The question isn't whether your promotion pipeline is broken. The data already answered that. The question is whether you're going to redesign your talent system for the workforce you actually have, or keep losing your best people to companies that already did.
Right now, your competitors are hiring the people you're telling to wait.
What You Can Do This Quarter
Audit your actual promotion velocity. How long does it really take someone to move up in your organization? Compare that to what you tell candidates during interviews. If there's a gap, you're creating turnover.
Map your succession blockers. Identify every role where the person above can't or won't retire in the next three years. Those are your high-risk retention spots. Build plans for them now.

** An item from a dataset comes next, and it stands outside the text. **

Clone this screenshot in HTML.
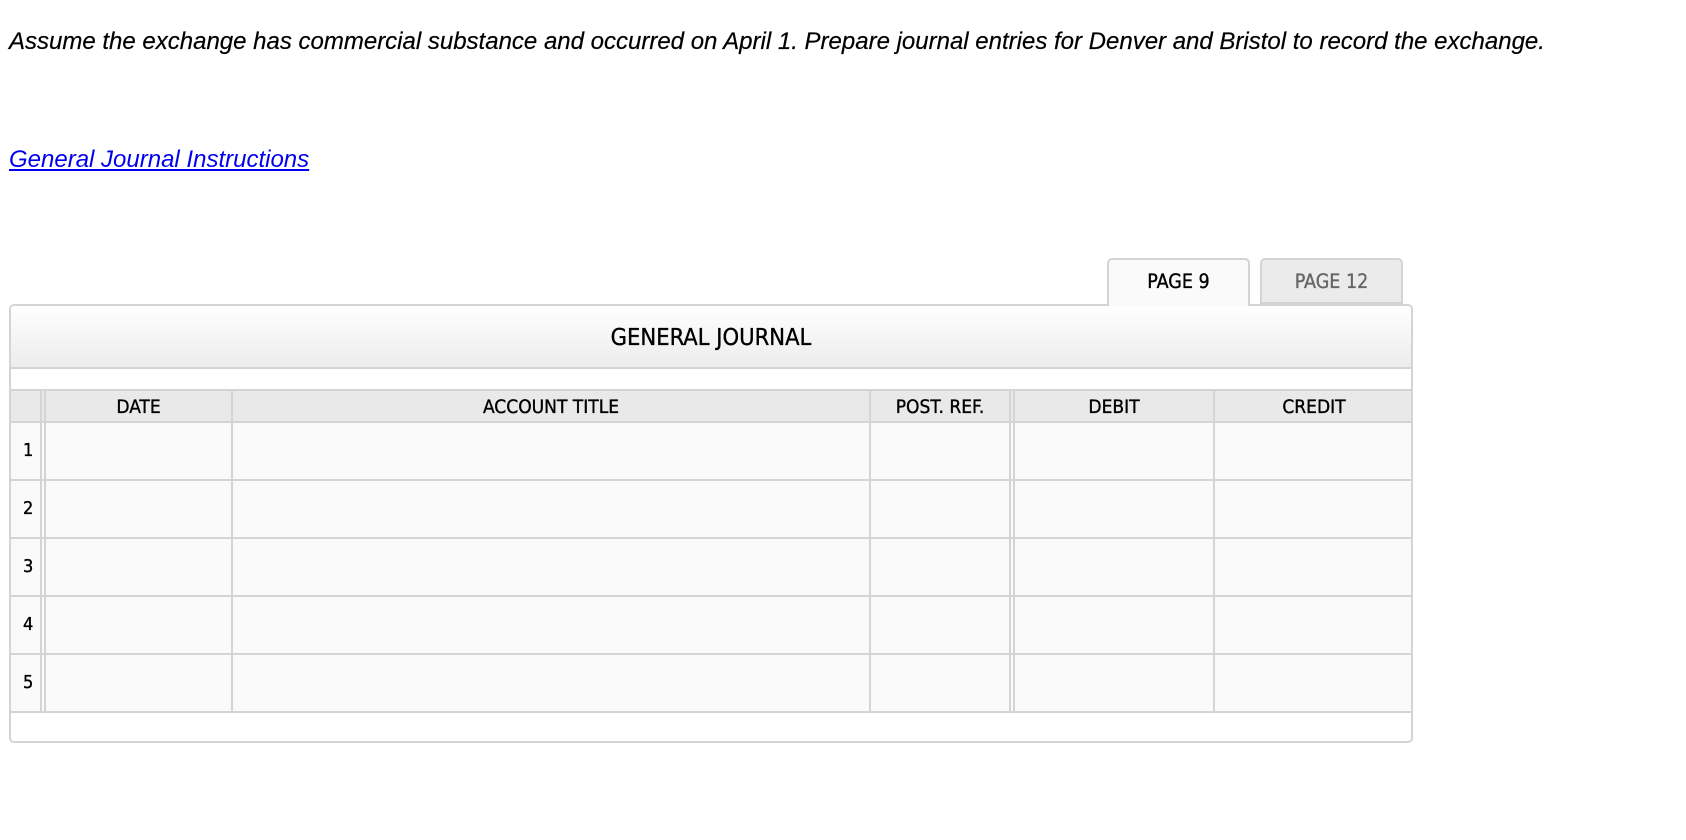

Create skill-based pathways that don't require promotion. Not everyone can move up, but everyone can move forward. Build lateral development programs that add real value to someone's career even when titles don't change.
Train people on AI before you need them to use it. 80% of employees say training would reduce their AI anxiety. Make it mandatory, make it practical, and tie it to career development.
Be honest about timelines. If someone asks when they might get promoted and you don't know, say that. Vague promises destroy trust faster than hard truths.
The System Won't Fix Itself
The talent market has always presented a significant challenge for growing businesses, but now it's impacting people across the organizational hierarchy.
That ops director who's taking recruiter calls is exactly the kind of person companies say they want to keep. High performer. Deep institutional knowledge. Ready for more responsibility.
But the system isn't built for them anymore. And that employee knows it.
Figure this out and you can build competitive advantage through talent retention in a market where everyone else is bleeding people. If you don't, it's likely you keep wondering why your best employees leave right when they're most valuable.
The promotion pipeline didn't break by accident. It broke because the workforce changed and the system didn't.